Otoshimono Charactez is a world of interconnecting characters that originated as early as primary school with my first character at age nine, a bowtie wearing duck called ‘George’ with a giant head. I am constantly doodling new characters and love to find ways for them to ‘meet’ each other in this universe. One of my favourite interactions is between ‘Cyclops rabbit and well harsh rabbit’ they are a one-eyed rabbit and a carrot with legs and the to-and-fro questions and answers between them is heart-breaking and funny, basically they are an embodiment of my thought processes with myself.
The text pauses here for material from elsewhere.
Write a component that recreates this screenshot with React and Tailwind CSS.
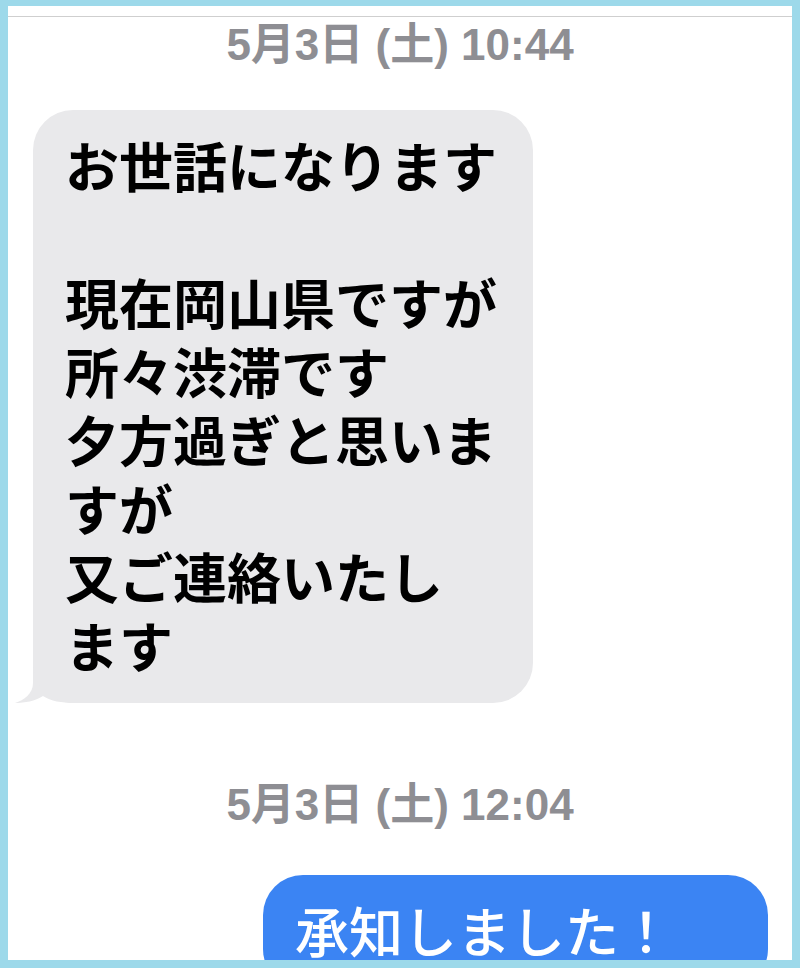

I intend to create an interactive map of my world of Otoshimono Charactez and use another site to showcase it, most likely to go live sometime in 2019. ‘Otoshimono’ means lost and found in Japanese, I am a big believer that ideas are ‘seeking’ us, that they want to be found and we just need to be open to them, so the name fits for my odd collection of characters.
Richard Scarry books were my original inspiration for character design and I still love to spend hours with my head in their pages!
Aside from your illustration work you have also worked as a workshop facilitator and lecturer. Why do you think it is also important to teach and to talk about professional practice?
As a freelance illustrator I feel quite isolated at times and fall into habits with my work and process that may not be very efficient or even good for me creatively.
I can’t tell you the amount of times a student has asked me a question about why a certain process is used in illustration which then makes me question that process and see it in a new way. Teaching has allowed me to get a real perspective on my profession that even a regular job working in house hasn’t been able to give me. It holds you account for your actions as a professional, not to mention how incredibly inspiring it is to see the growth in a student’s technique as well as experiencing their eagerness to learn.
Final note: Controversially I didn’t study illustration, I studied Fashion Design and then did my Masters of Multimedia.